Methods for Sparse and Low-Rank Recovery under Simplex Constraints

The de-facto standard approach of promoting sparsity by means of $\ell1$-regularization becomes ineffective in the presence of simplex constraints, i.e.,~the target is known to have non-negative entries summing up to a given constant. The situation is analogous for the use of nuclear norm regularization for low-rank recovery of Hermitian positive semidefinite matrices with given trace. In the present paper, we discuss several strategies to deal with this situation, from simple to more complex. As a starting point, we consider empirical risk minimization (ERM).

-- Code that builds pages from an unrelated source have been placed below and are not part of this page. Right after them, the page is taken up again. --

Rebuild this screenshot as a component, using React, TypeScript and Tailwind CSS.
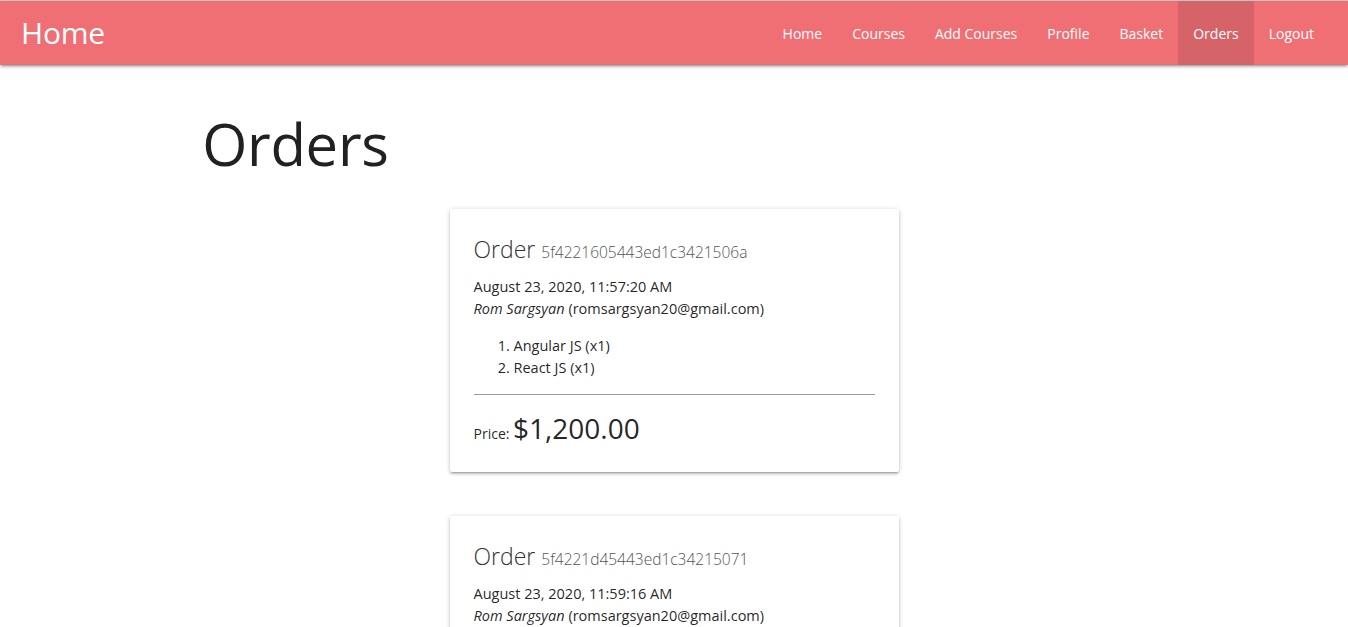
import React from "react";

const orders = [
  {
    id: "5f4221605443ed1c3421506a",
    date: "August 23, 2020, 11:57:20 AM",
    items: ["Angular JS (x1)", "React JS (x1)"],
    price: "$1,200.00",
  },
  {
    id: "5f4221d45443ed1c34215071",
    date: "August 23, 2020, 11:59:16 AM",
    items: ["Angular JS (x1)", "React JS (x1)"],
    price: "$1,200.00",
  },
];

const links = ["Home", "Courses", "Add Courses", "Profile", "Basket", "Orders", "Logout"];

export default function App() {
  return (
    <div
      className="min-h-screen bg-white text-[rgba(0,0,0,0.87)] border-t border-[#cfcfcf]"
      style={{ fontFamily: '"Open Sans", "Noto Sans", sans-serif' }}
    >
      <nav className="h-16 bg-[#ef6f74] text-white flex items-center justify-between pl-[21px] pr-[19px] shadow-[0_2px_2px_0_rgba(0,0,0,0.14),0_3px_1px_-2px_rgba(0,0,0,0.12),0_1px_5px_0_rgba(0,0,0,0.2)] relative">
        <a className="text-[30px] leading-none tracking-[-0.2px]">Home</a>
        <ul className="flex h-16">
          {links.map((l) => (
            <li key={l}>
              <a
                className={`flex items-center h-16 px-[15px] text-[14px] ${
                  l === "Orders" ? "bg-[rgba(0,0,0,0.1)]" : ""
                }`}
              >
                {l}
              </a>
            </li>
          ))}
        </ul>
      </nav>
      <div className="w-[70%] mx-auto">
        <h1 className="text-[58px] leading-[65px] font-normal mt-[46px] mb-[33px] text-[#212121] tracking-[-0.3px]">
          Orders
        </h1>
        <div className="flex flex-col items-center gap-[44px]">
          {orders.map((o) => (
            <div
              key={o.id}
              className="w-[449px] bg-white rounded-[2px] px-6 pt-6 pb-5 shadow-[0_2px_2px_0_rgba(0,0,0,0.14),0_3px_1px_-2px_rgba(0,0,0,0.12),0_1px_5px_0_rgba(0,0,0,0.2)]"
            >
              <div className="text-[23px] font-light leading-8 text-[#333] mb-2">
                Order <span className="text-[15.5px] text-[#555]">{o.id}</span>
              </div>
              <p className="text-[14.5px] leading-[22px]">{o.date}</p>
              <p className="text-[14.5px] leading-[22px]">
                <em>Rom Sargsyan</em> (romsargsyan20@gmail.com)
              </p>
              <ol className="list-decimal pl-10 my-[15px] text-[14.5px] leading-[22px]">
                {o.items.map((it) => (
                  <li key={it}>{it}</li>
                ))}
              </ol>
              <hr className="border-0 border-t border-[#9e9e9e]" />
              <p className="mt-[15px] leading-[36px] text-[14px]">
                Price: <span className="text-[28px]">{o.price}</span>
              </p>
            </div>
          ))}
        </div>
      </div>
    </div>
  );
}
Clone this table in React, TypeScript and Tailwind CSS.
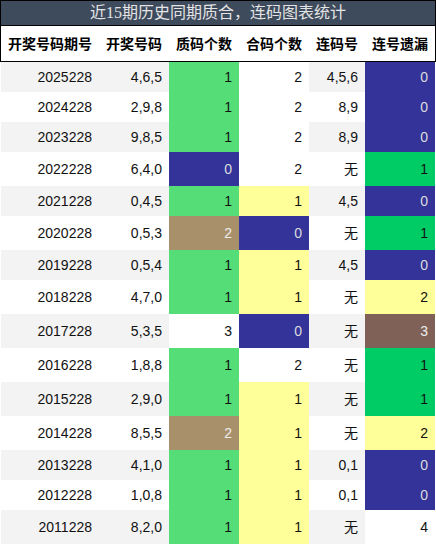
import React from "react";

type Row = [string, string, number, number, string, number];

const rows: Row[] = [
  ["2025228", "4,6,5", 1, 2, "4,5,6", 0],
  ["2024228", "2,9,8", 1, 2, "8,9", 0],
  ["2023228", "9,8,5", 1, 2, "8,9", 0],
  ["2022228", "6,4,0", 0, 2, "无", 1],
  ["2021228", "0,4,5", 1, 1, "4,5", 0],
  ["2020228", "0,5,3", 2, 0, "无", 1],
  ["2019228", "0,5,4", 1, 1, "4,5", 0],
  ["2018228", "4,7,0", 1, 1, "无", 2],
  ["2017228", "5,3,5", 3, 0, "无", 3],
  ["2016228", "1,8,8", 1, 2, "无", 1],
  ["2015228", "2,9,0", 1, 1, "无", 1],
  ["2014228", "8,5,5", 2, 1, "无", 2],
  ["2013228", "4,1,0", 1, 1, "0,1", 0],
  ["2012228", "1,0,8", 1, 1, "0,1", 0],
  ["2011228", "8,2,0", 1, 1, "无", 4],
];

const zhiCls: Record<number, string> = {
  0: "bg-[#333399] text-[#dcdcdc]",
  1: "bg-[#55de77] text-[#111111]",
  2: "bg-[#a8916a] text-[#eeeeee]",
  3: "bg-white text-[#111111]",
};
const heCls: Record<number, string> = {
  0: "bg-[#333399] text-[#dcdcdc]",
  1: "bg-[#ffff99] text-[#111111]",
  2: "bg-white text-[#111111]",
};
const missCls: Record<number, string> = {
  0: "bg-[#333399] text-[#dcdcdc]",
  1: "bg-[#00cc66] text-[#111111]",
  2: "bg-[#ffff99] text-[#111111]",
  3: "bg-[#7f6157] text-[#eeeeee]",
  4: "bg-white text-[#111111]",
};

const font = { fontFamily: '"Liberation Sans", "Noto Sans CJK SC", sans-serif' };

export default function App() {
  return (
    <div className="w-[436px] bg-white" style={font}>
      <div
        className="h-[26px] border border-black bg-[#3e4b5d] text-[#e4e4e4] text-[16px] flex items-center justify-center leading-none"
        style={{ fontFamily: '"Liberation Serif", "Noto Sans CJK SC", serif' }}
      >
        近15期历史同期质合，连码图表统计
      </div>
      <div className="h-[36px] border-l border-r border-b border-black flex items-center text-[14px] font-bold text-black leading-none">
        <div className="w-[98px] text-center">开奖号码期号</div>
        <div className="w-[70px] text-center">开奖号码</div>
        <div className="w-[70px] text-center">质码个数</div>
        <div className="w-[70px] text-center">合码个数</div>
        <div className="w-[56px] text-center">连码号</div>
        <div className="w-[70px] text-center">连号遗漏</div>
      </div>
      <div className="px-[1px]">
        {rows.map((r, i) => {
          const stripe = i % 2 === 0 ? "bg-[#f3f3f3]" : "bg-white";
          const h = r[4] === "无" ? "h-[34px]" : "h-[30px]";
          const cell = "flex items-center justify-end pr-[7px]";
          return (
            <div key={r[0]} className={`flex ${h} text-[14px] leading-none text-[#111111]`}>
              <div className={`w-[98px] ${cell} ${stripe}`}>{r[0]}</div>
              <div className={`w-[70px] ${cell} ${stripe}`}>{r[1]}</div>
              <div className={`w-[70px] ${cell} ${zhiCls[r[2]]}`}>{r[2]}</div>
              <div className={`w-[70px] ${cell} ${heCls[r[3]]}`}>{r[3]}</div>
              <div className={`w-[56px] ${cell} ${stripe}`}>{r[4]}</div>
              <div className={`w-[70px] ${cell} ${missCls[r[5]]}`}>{r[5]}</div>
            </div>
          );
        })}
      </div>
    </div>
  );
}
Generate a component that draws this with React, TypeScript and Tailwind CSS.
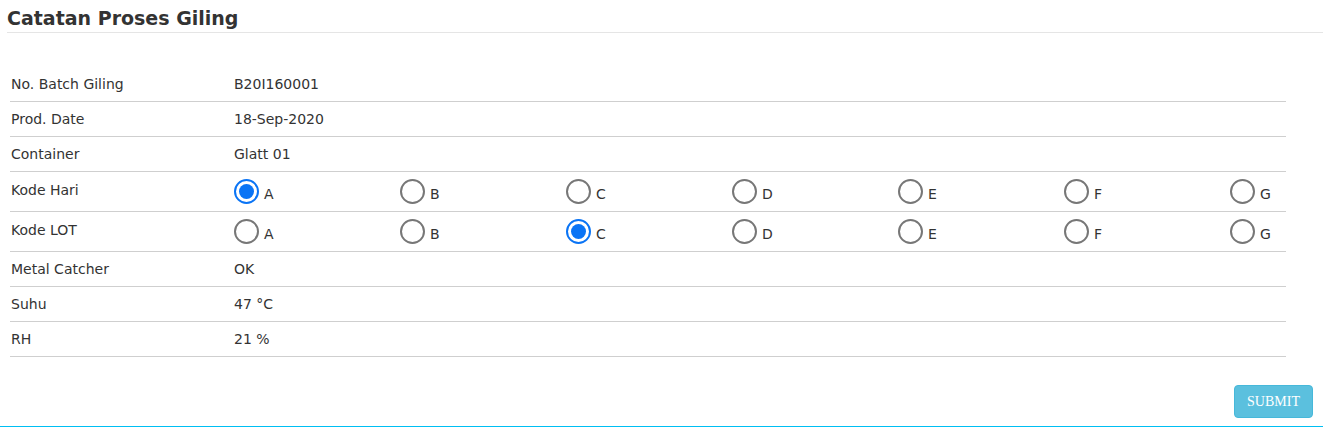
import React, { useState } from 'react';

const letters = ['A', 'B', 'C', 'D', 'E', 'F', 'G'];

const Radio: React.FC<{ checked: boolean; label: string; onPick: () => void }> = ({ checked, label, onPick }) => (
  <label className="flex items-start cursor-pointer" onClick={onPick}>
    <span
      className={`mt-[7px] w-[25px] h-[25px] rounded-full border-2 flex items-center justify-center shrink-0 ${
        checked ? 'border-[#0a74f5]' : 'border-[#777777]'
      }`}
    >
      {checked && <span className="w-[15px] h-[15px] rounded-full bg-[#0a74f5]" />}
    </span>
    <span className="ml-[5px] mt-[14px] leading-[16px]">{label}</span>
  </label>
);

const TextRow: React.FC<{ label: string; value: string }> = ({ label, value }) => (
  <div className="flex items-center h-[35px] border-b border-[#cfcfcf]">
    <div className="w-[224px] pl-px">{label}</div>
    <div>{value}</div>
  </div>
);

const RadioRow: React.FC<{ label: string; value: string; onChange: (v: string) => void }> = ({ label, value, onChange }) => (
  <div className="flex h-[40px] border-b border-[#cfcfcf]">
    <div className="w-[224px] pl-px pt-[10px] leading-[16px]">{label}</div>
    <div className="grid grid-cols-[repeat(6,166px)_auto]">
      {letters.map((l) => (
        <Radio key={l} label={l} checked={value === l} onPick={() => onChange(l)} />
      ))}
    </div>
  </div>
);

export default function App() {
  const [hari, setHari] = useState('A');
  const [lot, setLot] = useState('C');

  return (
    <div className="w-[1323px] h-[427px] bg-white text-[#333333] text-[14px] font-['DejaVu_Sans',Verdana,sans-serif] flex flex-col">
      <div className="ml-[7px] pt-[7px] pb-[2px] border-b border-[#e5e5e5]">
        <h1 className="text-[19px] leading-[23px] font-bold">Catatan Proses Giling</h1>
      </div>

      <div className="ml-[10px] w-[1276px] mt-[34px]">
        <TextRow label="No. Batch Giling" value="B20I160001" />
        <TextRow label="Prod. Date" value="18-Sep-2020" />
        <TextRow label="Container" value="Glatt 01" />
        <RadioRow label="Kode Hari" value={hari} onChange={setHari} />
        <RadioRow label="Kode LOT" value={lot} onChange={setLot} />
        <TextRow label="Metal Catcher" value="OK" />
        <TextRow label="Suhu" value="47 °C" />
        <TextRow label="RH" value="21 %" />
      </div>

      <div className="flex justify-end pr-[10px] mt-[28px]">
        <button className="w-[79px] h-[33px] rounded-[4px] bg-[#5bc0de] border border-[#46b8da] text-white text-[14px] font-['Liberation_Serif',serif]">
          SUBMIT
        </button>
      </div>

      <div className="mt-auto border-b border-[#00bff3]" />
    </div>
  );
}
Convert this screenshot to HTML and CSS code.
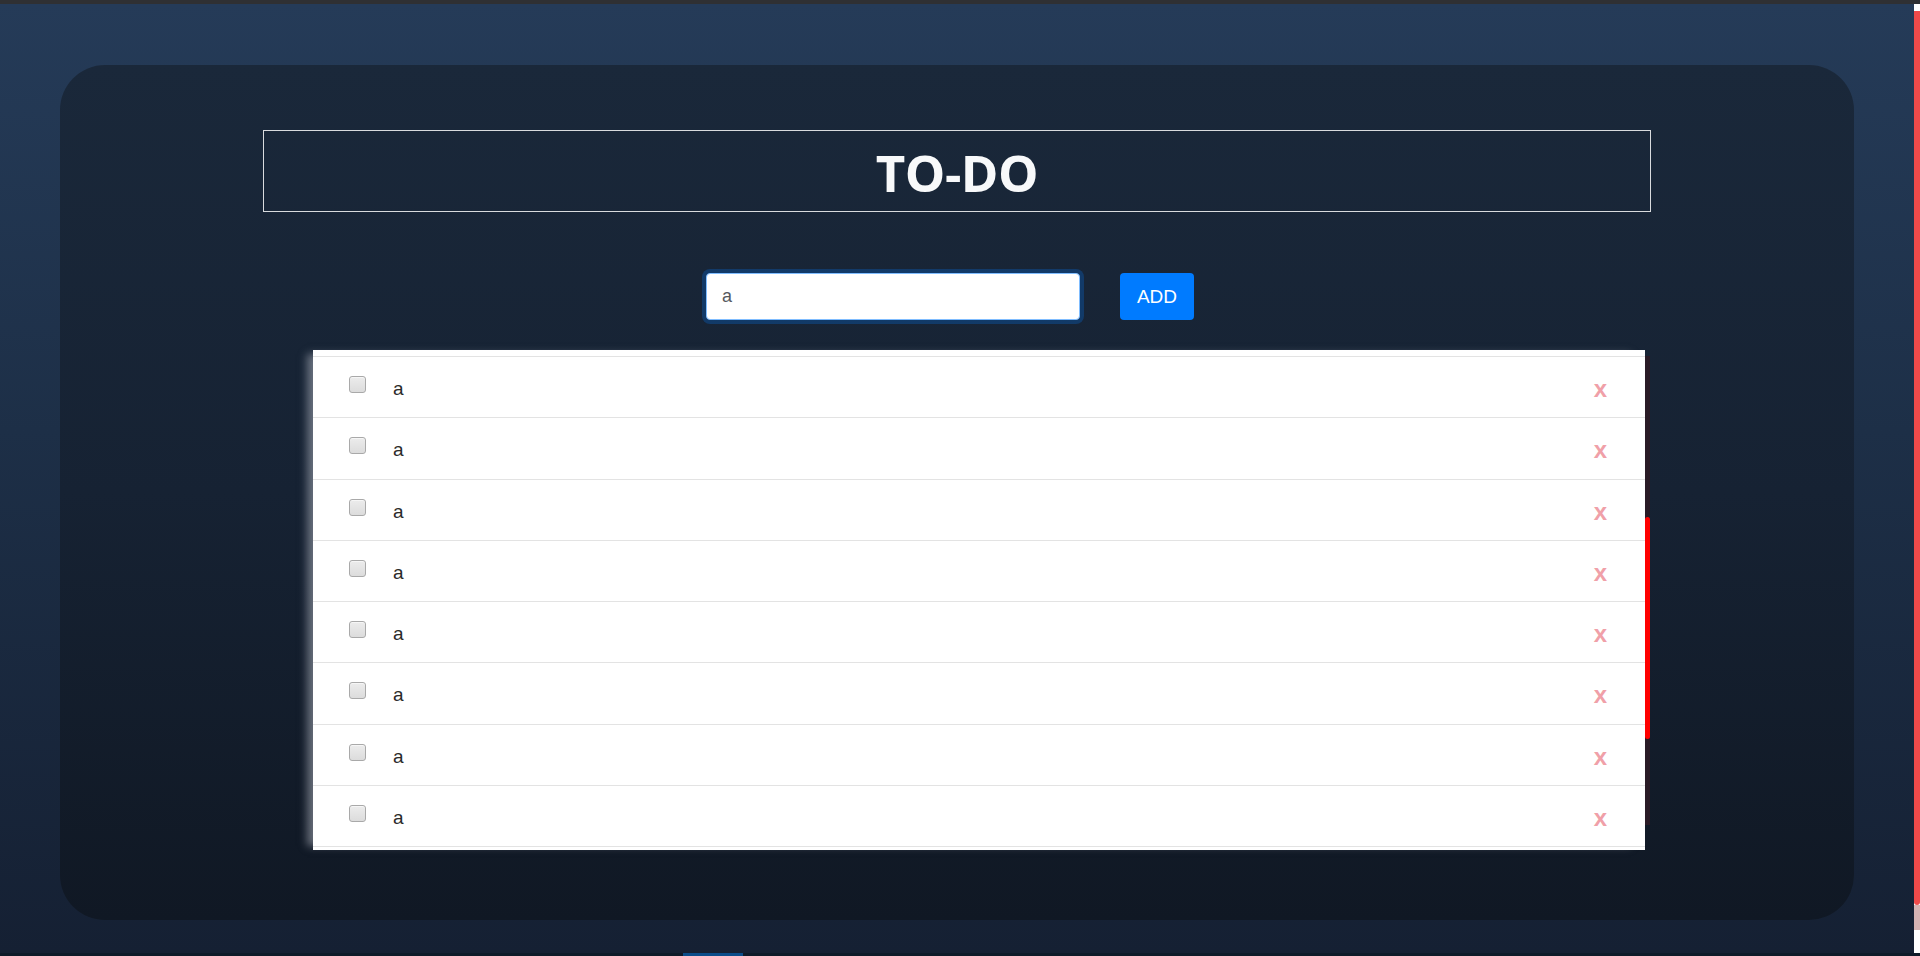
FILE: index.html
```html
<!DOCTYPE html>
<html lang="en">
<head>
<meta charset="utf-8">
<title>TO-DO</title>
<link rel="stylesheet" href="styles.css">
</head>
<body>
<div class="topbar"></div>
<div class="viewport">
  <main class="page">
    <section class="card">
      <header class="title-box"><h1 class="title">TO-DO</h1></header>
      <form class="add-form">
        <input class="task-input" type="text" value="a">
        <button class="add-btn" type="button">ADD</button>
      </form>
      <div class="list-wrap">
        <ul class="task-list">
          <li class="task"><input class="check" type="checkbox"><span class="task-text">a</span><span class="remove">x</span></li>
          <li class="task"><input class="check" type="checkbox"><span class="task-text">a</span><span class="remove">x</span></li>
          <li class="task"><input class="check" type="checkbox"><span class="task-text">a</span><span class="remove">x</span></li>
          <li class="task"><input class="check" type="checkbox"><span class="task-text">a</span><span class="remove">x</span></li>
          <li class="task"><input class="check" type="checkbox"><span class="task-text">a</span><span class="remove">x</span></li>
          <li class="task"><input class="check" type="checkbox"><span class="task-text">a</span><span class="remove">x</span></li>
          <li class="task"><input class="check" type="checkbox"><span class="task-text">a</span><span class="remove">x</span></li>
          <li class="task"><input class="check" type="checkbox"><span class="task-text">a</span><span class="remove">x</span></li>
          <li class="task task-partial"></li>
        </ul>
        <div class="list-track"><div class="list-thumb"></div></div>
      </div>
    </section>
  </main>
  <aside class="vscroll">
    <div class="vs-top"></div>
    <div class="vs-thumb"></div>
    <div class="vs-mid"></div>
    <div class="vs-rest"></div>
  </aside>
</div>
<footer class="bottom-strip"><div class="bottom-block"></div></footer>
</body>
</html>
```
FILE: styles.css
```css
* { box-sizing: border-box; }
html, body {
  margin: 0;
  padding: 0;
  height: 956px;
  overflow: hidden;
}
body {
  display: flex;
  flex-direction: column;
  font-family: "Liberation Sans", Arial, sans-serif;
  background: #141f31;
}
.topbar {
  height: 4px;
  flex: none;
  background: #2f3033;
}
.viewport {
  display: flex;
  flex: none;
  height: 949px;
}
.page {
  flex: 1;
  padding-top: 61px;
  background: linear-gradient(180deg, #253b58 0%, #1d2f47 45%, #152033 100%);
}
.card {
  width: 1794px;
  height: 855px;
  margin: 0 auto;
  border-radius: 45px;
  background: linear-gradient(180deg, #1a283a 0%, #162233 50%, #101824 100%);
  padding: 65px 203px 70px;
  display: flex;
  flex-direction: column;
}
.title-box {
  height: 82px;
  border: 1px solid #d9dbde;
  display: flex;
  align-items: center;
  justify-content: center;
}
.title {
  margin: 0;
  font-family: "Open Sans", "Liberation Sans", sans-serif;
  font-weight: 700;
  font-size: 51px;
  line-height: 1;
  color: #f8f9fa;
  padding-top: 2px;
  letter-spacing: -0.5px;
}
.add-form {
  margin: 61px 0 0;
  display: flex;
  justify-content: center;
  padding-right: 14px;
}
.task-input {
  width: 374px;
  height: 47px;
  border: 1px solid #80bdff;
  border-radius: 4px;
  box-shadow: 0 0 0 4px rgba(0, 123, 255, 0.25);
  padding: 0 15px;
  font-family: "Liberation Sans", Arial, sans-serif;
  font-size: 18px;
  color: #55595e;
  outline: none;
  background: #fff;
}
.add-btn {
  width: 74px;
  height: 47px;
  margin-left: 40px;
  border: none;
  border-radius: 4px;
  background: #007bff;
  color: #fff;
  font-family: "Liberation Sans", Arial, sans-serif;
  font-size: 19px;
  padding: 0;
}
.list-wrap {
  margin-top: 30px;
  margin-left: 50px;
  width: 1337px;
  height: 500px;
  display: flex;
  align-items: flex-start;
}
.task-list {
  list-style: none;
  margin: 0;
  padding: 6px 0 0;
  flex: 1;
  height: 500px;
  overflow: hidden;
  background: #fff;
  box-shadow: -10px 0 8px -4px rgba(185, 190, 200, 0.5);
}
.task {
  height: 61.25px;
  border-top: 1px solid #e3e3e3;
  display: flex;
  align-items: flex-start;
  padding-top: 19px;
}
.check {
  appearance: none;
  -webkit-appearance: none;
  margin: 0 0 0 36px;
  width: 17px;
  height: 17px;
  flex: none;
  border: 1px solid #a9a9a9;
  border-radius: 3px;
  background: linear-gradient(180deg, #ececec 0%, #dcdcdc 100%);
  box-shadow: inset 0 1px 0 #f6f6f6;
}
.task-text {
  margin: 3px 0 0 27px;
  font-size: 19px;
  line-height: 19px;
  color: #2a2a2a;
}
.remove {
  margin: 1px 38px 0 auto;
  font-family: "Liberation Sans", Arial, sans-serif;
  font-weight: 700;
  font-size: 24px;
  line-height: 24px;
  color: #f0a0a8;
}
.list-track {
  width: 5px;
  flex: none;
  margin-top: 6px;
  height: 469px;
  padding-top: 161px;
  background: #2a1b26;
}
.list-thumb {
  height: 222px;
  background: #ff0000;
  border-radius: 3px;
}
.vscroll {
  width: 6px;
  flex: none;
  display: flex;
  flex-direction: column;
  background: #ffffff;
}
.vs-top { height: 7px; background: #ffffff; }
.vs-thumb {
  height: 894px;
  background: #ef4a4a;
  border-radius: 0 0 3px 3px;
}
.vs-mid { height: 25px; background: #d6b3b3; }
.vs-rest { flex: 1; background: #ffffff; }
.bottom-strip {
  flex: 1;
  background: #0e1b29;
  padding-left: 683px;
  display: flex;
}
.bottom-block {
  width: 60px;
  background: #0b4d8a;
}
```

It follows from existing theory that ERM enjoys better theoretical properties w.r.t.~prediction and $\ell2$-estimation error than $\ell1$-regularization. In light of this, we argue that ERM combined with a subsequent sparsification step like thresholding is superior to the heuristic of using $\ell1$-regularization after dropping the sum constraint and subsequent normalization. At the next level, we show that any sparsity-promoting regularizer under simplex constraints cannot be convex. A novel sparsity-promoting regularization scheme based on the inverse or negative of the squared $\ell_2$-norm is proposed, which avoids shortcomings of various alternative methods from the literature. Our approach naturally extends to Hermitian positive semidefinite matrices with given trace. Numerical studies concerning compressed sensing, sparse mixture density estimation, portfolio optimization and quantum state tomography are used to illustrate the key points of the paper.